Je sais qu’on me voit – à raison ! – comme quelqu’un de très actif, mais ce que l’on sait moins c’est d’où je tire cette énergie. Dieu est ma vitamine ! Il est la source qui empêche mon cœur de sécher. Il me connaît par mon nom. Ce mystère un soir a éclairé ma chambre et toute ma vie, et depuis je l’accueille chaque jour avec un étonnement renouvelé. Ça m’apporte énormément de joie.

Ma vie intérieure est mon socle. Dans le tumulte des jours, pouvoir faire cette spéléologie intérieure et être connectée à une présence aimante, me recharge, me nourrit. Je l’ai sûrement développée quand j’étais malade. A Gustave Roussy je me disais : « Ce n’est pas drôle ce qui m’arrive, mais je ne suis pas seule ». 


C'est important de connaître ses forces, car c'est toujours en s'appuyant sur ses forces que l'on réussit.  Je suis une bonne vendeuse - j'aime écouter les besoins de quelqu'un pour y répondre. Savoir vendre est quelque chose de noble,  et c’est tout simplement vital quand on est à son compte. Je suis aussi une bonne communicante, je n’ai pas peur de prendre la parole à l’oral (ça s’apprend chez Envi !) et je suis littéraire.
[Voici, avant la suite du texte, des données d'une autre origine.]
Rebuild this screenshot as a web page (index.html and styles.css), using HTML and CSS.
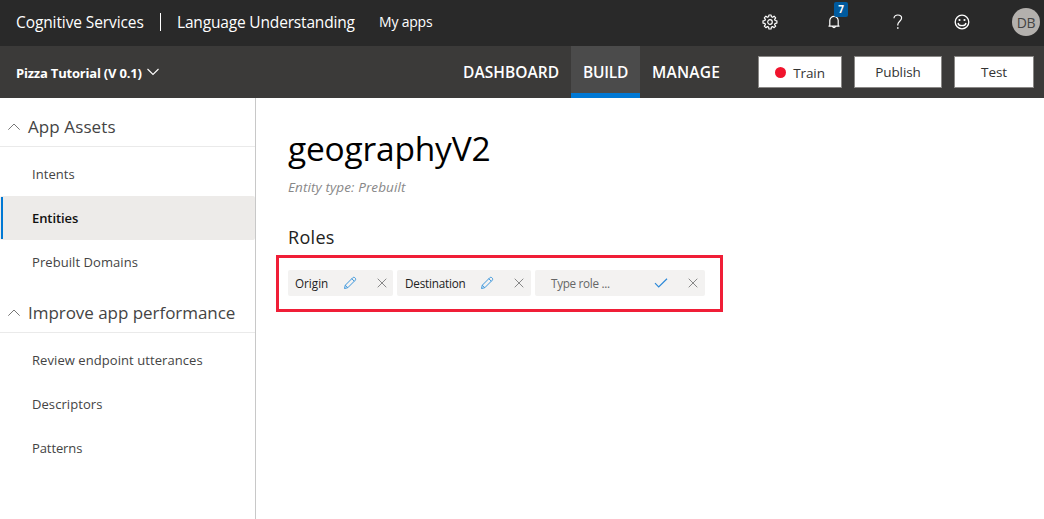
FILE: index.html
```html
<!DOCTYPE html>
<html lang="en">
<head>
<meta charset="utf-8">
<title>Language Understanding</title>
<link rel="stylesheet" href="styles.css">
</head>
<body>
<header class="topbar">
  <span class="brand">Cognitive Services</span>
  <span class="divider"></span>
  <span class="product">Language Understanding</span>
  <span class="my-apps">My apps</span>
  <div class="tools">
    <span class="tool"><svg width="16" height="16" viewBox="0 0 16 16" fill="none" stroke="#fff" stroke-width="1.2" stroke-linejoin="round"><path d="M6.900 1h2.200l.3 1.800 1.200.5 1.500-1.100 1.600 1.600-1.100 1.500.5 1.200 1.800.4v2.200l-1.800.3-.5 1.200 1.100 1.500-1.600 1.600-1.500-1.100-1.200.5L9.100 15H6.900l-.3-1.900-1.200-.5-1.500 1.100-1.600-1.600 1.100-1.500-.5-1.200L1 9.100V6.900l1.900-.4.5-1.200-1.100-1.500 1.600-1.600 1.500 1.100 1.200-.5z"/><circle cx="8" cy="8" r="2.300"/></svg></span>
    <span class="tool"><svg width="14" height="14" viewBox="0 0 14 14" fill="none" stroke="#fff" stroke-width="1.2"><path d="M2.800 10.700V5.600a4.200 4.200 0 0 1 8.400 0v5.100M1.500 11.200h11M5.600 11.600a1.500 1.500 0 0 0 2.800 0"/></svg><span class="badge">7</span></span>
    <span class="tool"><svg width="10" height="16" viewBox="0 0 10 16" fill="none" stroke="#fff" stroke-width="1.2"><path d="M1 4.200C1 2.200 2.700 1 4.800 1s3.800 1.200 3.800 3.100c0 2.900-3.800 3.400-3.800 6.500v.9"/><path d="M4.800 13.200v1.600" stroke-width="1.5"/></svg></span>
    <span class="tool"><svg width="16" height="16" viewBox="0 0 16 16" fill="none" stroke="#fff" stroke-width="1.3"><circle cx="8" cy="8" r="6.800"/><path d="M4 9c.8 3.600 7.200 3.600 8 0"/><circle cx="5.500" cy="6" r="1.100" fill="#fff" stroke="none"/><circle cx="10.500" cy="6" r="1.100" fill="#fff" stroke="none"/></svg></span>
    <span class="avatar">DB</span>
  </div>
</header>
<nav class="appbar">
  <span class="app-name">Pizza Tutorial (V 0.1)</span>
  <svg class="caret" width="12" height="8" viewBox="0 0 12 8" fill="none" stroke="#fff" stroke-width="1.1"><path d="M.5 1l5.500 5.500L11.500 1"/></svg>
  <div class="tabs">
    <a class="tab dashboard"><span>DASHBOARD</span></a>
    <a class="tab build active"><span>BUILD</span></a>
    <a class="tab manage"><span>MANAGE</span></a>
  </div>
  <div class="actions">
    <button class="btn train"><i class="dot"></i><span>Train</span></button>
    <button class="btn publish"><span>Publish</span></button>
    <button class="btn test"><span>Test</span></button>
  </div>
</nav>
<div class="body">
  <aside class="sidebar">
    <h2 class="group"><svg width="12" height="8" viewBox="0 0 12 8" fill="none" stroke="#777"><path d="M.3 6.700L6 1l5.700 5.700"/></svg><span class="assets">App Assets</span></h2>
    <ul class="links">
      <li><span>Intents</span></li>
      <li class="selected"><span>Entities</span></li>
      <li><span>Prebuilt Domains</span></li>
    </ul>
    <h2 class="group"><svg width="12" height="8" viewBox="0 0 12 8" fill="none" stroke="#777"><path d="M.3 6.700L6 1l5.700 5.700"/></svg><span class="improve">Improve app performance</span></h2>
    <ul class="links">
      <li><span>Review endpoint utterances</span></li>
      <li><span>Descriptors</span></li>
      <li><span class="patterns">Patterns</span></li>
    </ul>
  </aside>
  <main class="content">
    <h1 class="title"><span>geographyV2</span></h1>
    <p class="subtitle"><span>Entity type: Prebuilt</span></p>
    <h3 class="roles-heading"><span>Roles</span></h3>
    <div class="roles">
      <div class="chip origin"><span class="label">Origin</span><svg class="pencil" width="14" height="14" viewBox="0 0 14 14" fill="none" stroke="#3a96dd"><path d="M1.500 12.500l.8-3.300 7.400-7.400c1.500-1.500 4 .9 2.500 2.500L4.800 11.700zM8.800 2.700l2.500 2.500M2.300 9.200l2.500 2.500"/></svg><svg class="close" width="10" height="10" viewBox="0 0 10 10" stroke="#888"><path d="M.7.700l8.600 8.600M9.300.700L.7 9.300"/></svg></div>
      <div class="chip destination"><span class="label">Destination</span><svg class="pencil" width="14" height="14" viewBox="0 0 14 14" fill="none" stroke="#3a96dd"><path d="M1.500 12.500l.8-3.300 7.400-7.400c1.500-1.500 4 .9 2.500 2.500L4.800 11.700zM8.800 2.700l2.500 2.500M2.300 9.200l2.500 2.500"/></svg><svg class="close" width="10" height="10" viewBox="0 0 10 10" stroke="#888"><path d="M.7.700l8.600 8.600M9.300.700L.7 9.300"/></svg></div>
      <div class="chip entry"><span class="label">Type role ...</span><svg class="check" width="14" height="10" viewBox="0 0 14 10" fill="none" stroke="#2b88d8" stroke-width="1.2"><path d="M1 5.200l3.700 3.700L13 .7"/></svg><svg class="close" width="10" height="10" viewBox="0 0 10 10" stroke="#888"><path d="M.7.700l8.600 8.600M9.300.700L.7 9.300"/></svg></div>
    </div>
  </main>
</div>
</body>
</html>
```
FILE: styles.css
```css
* { box-sizing: border-box; }
body { margin: 0; width: 1044px; height: 519px; overflow: hidden; background: #fff; font-family: "Open Sans", "Noto Sans", sans-serif; color: #444; }
h1, h2, h3, p, ul { margin: 0; padding: 0; font-weight: 400; list-style: none; }
span { white-space: nowrap; }
svg { display: block; flex: none; }

.topbar { display: flex; align-items: center; height: 46px; padding: 0 4px 2px 16px; background: #292929; color: #fff; font-size: 15.5px; line-height: 44px; }
.brand { width: 144px; letter-spacing: -.1px; }
.divider { width: 1px; height: 18px; background: #fff; }
.product { margin-left: 16px; width: 202px; letter-spacing: -.17px; }
.my-apps { font-size: 14px; letter-spacing: -.2px; }
.tools { display: flex; align-items: center; margin-left: auto; height: 44px; }
.tool { position: relative; display: flex; align-items: center; justify-content: center; width: 64px; height: 44px; }
.badge { position: absolute; left: 32px; top: 2px; width: 14px; height: 15px; border-radius: 2px; background: #005a9e; font-size: 10px; font-weight: 700; line-height: 15px; text-align: center; }
.avatar { width: 28px; height: 28px; margin-left: 18px; border-radius: 50%; background: #b3b0ad; color: #444; font-size: 14px; letter-spacing: -.3px; line-height: 29px; text-align: center; }

.appbar { display: flex; align-items: center; height: 52px; padding: 0 10px 0 16px; background: #3b3a39; color: #fff; font-weight: 600; }
.app-name { width: 131px; padding-top: 1px; font-size: 13px; font-weight: 700; letter-spacing: -.2px; line-height: 20px; }
.tabs { display: flex; align-self: stretch; margin-left: auto; margin-right: 26px; font-size: 15.5px; line-height: 52px; }
.tab { height: 52px; padding: 0 12px; }
.tab.active { background: #4b4b4b; border-bottom: 5px solid #0078d4; }
.dashboard { width: 120px; letter-spacing: .05px; }
.build { width: 69px; letter-spacing: -.2px; }
.manage { width: 92px; letter-spacing: .2px; }
.actions { display: flex; gap: 12px; }
.btn { display: flex; align-items: center; justify-content: center; height: 32px; padding: 0; border: 1px solid #8a8886; background: #fff; color: #333; font: 500 13.5px "Open Sans", sans-serif; letter-spacing: -.1px; }
.train { width: 84px; gap: 7px; }
.train span { padding-top: 1px; }
.publish { width: 88px; }
.test { width: 80px; }
.dot { width: 11px; height: 11px; border-radius: 50%; background: #f0142d; }

.body { display: flex; height: 421px; }
.sidebar { width: 256px; border-right: 1px solid #c8c8c8; }
.group { display: flex; align-items: center; gap: 8px; height: 49px; padding: 9px 0 0 8px; border-bottom: 1px solid #eaeaea; font-size: 17px; }
.assets { letter-spacing: .1px; }
.improve { letter-spacing: -.04px; }
.links { padding-top: 5px; font-size: 13px; line-height: 44px; letter-spacing: .07px; }
.links li { height: 44px; padding-left: 32px; }
.links .selected { position: relative; border-radius: 2px; background: #edebe9; color: #111; font-weight: 600; letter-spacing: -.08px; }
.selected::before { content: ""; position: absolute; left: 1px; top: 1px; width: 2px; height: 42px; background: #0078d4; }
.patterns { letter-spacing: -.1px; }

.content { flex: 1; padding: 29px 0 0 20px; }
.title { padding-left: 12px; color: #000; font-size: 33.5px; line-height: 42px; letter-spacing: -.2px; }
.subtitle { padding: 8px 0 0 12px; color: #888; font-size: 13.5px; font-style: italic; line-height: 20px; letter-spacing: .1px; }
.roles-heading { padding: 28px 0 0 12px; color: #222; font-size: 18px; line-height: 24px; letter-spacing: .3px; }
.roles { display: flex; gap: 4px; width: 447px; height: 57px; margin-top: 6px; padding: 12px 9px; border: 3px solid #f01e37; }
.chip { display: flex; align-items: center; height: 26px; border-radius: 2px; background: #f3f2f1; color: #222; font-size: 11.7px; letter-spacing: -.2px; }
.origin { width: 105px; padding-left: 7px; }
.origin .label { width: 48px; letter-spacing: 0; }
.destination { width: 134px; padding-left: 8px; }
.destination .label { width: 75px; }
.entry { width: 170px; padding-left: 16px; color: #666; }
.entry .label { width: 103px; letter-spacing: -.3px; }
.pencil { margin-right: 20px; }
.check { margin-right: 20px; }
```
J’ai mis ces atouts à profit pour créer et développer mes entreprises, puis au service des startups où j'ai investi. A mon retour des Etats-Unis en 2021, quand j’ai vu que des centaines de milliers de Français étaient désireux de créer leur activité, je me suis dit que j’étais la bonne personne pour les aider à générer leurs propres revenus en leur apprenant à vendre et à communiquer comme je sais le faire. La vente devient leur deuxième métier. Ce n'est pas inné, ça s’apprend. Et ça marche ! Je me sens utile et à ma place. 

Je ne sais évidemment pas ce qu’il adviendra, mais je sais que je saurai m’adapter. J'ai confiance en ma capacité à accueillir ce qui arrive et à agir car je suis entourée des bonnes personnes, mon mari, ma fille, mes amis… Je suis en bonne santé, rien n’entame mon énergie ni mon espérance.

Bien sûr ! Il y a cette citation de mère Teresa : 

« Ne laissez personne venir à vous et repartir sans être plus heureux »

Mère Teresa

Je me reconnais bien aussi dans cette phrase que rappelle mon ami Philippe Bloch citant Jean Boissonnat : « À trop craindre le pire, on le fabrique ; à vouloir le meilleur, on y contribue ». Et pour finir sur l’humain, le lien, cette phrase qui ne me quitte jamais : “ Everyone you meet is fighting a battle you know nothing about ; be kind “. Chacun de nous porte un fardeau invisible dont vous n’avez même pas idée, alors soyez sympas !

Justement, il faut lire ! À l’heure du tout digital, de ChatGPT, de l’IA qui nous fait oublier le goût et le sens de l’effort, relisons les classiques. J’ai repris l’Odyssée d’Homère. Dans le Chant 11, Ulysse descend aux enfers et rencontre Achille, il lui dit : «Noble Achille, nul homme n'a jamais été ni ne sera jamais plus heureux que toi, tu es le plus valeureux des Grecs, tu es passé à la postérité». Achille lui répond : «J’aurais préféré être simple cultivateur, servir sous un homme pauvre qui ne posséderait qu'un faible bien ». Plus que peser sur le temps et accumuler les lauriers, il aurait aimé capter les chatoiements, goûter les bonheurs de la vie. Etre un promeneur plutôt qu’un meneur, un rôdeur des confins plutôt qu’un stratège… C'est bien de vouloir transformer le monde, mais n'oublions pas de le contempler.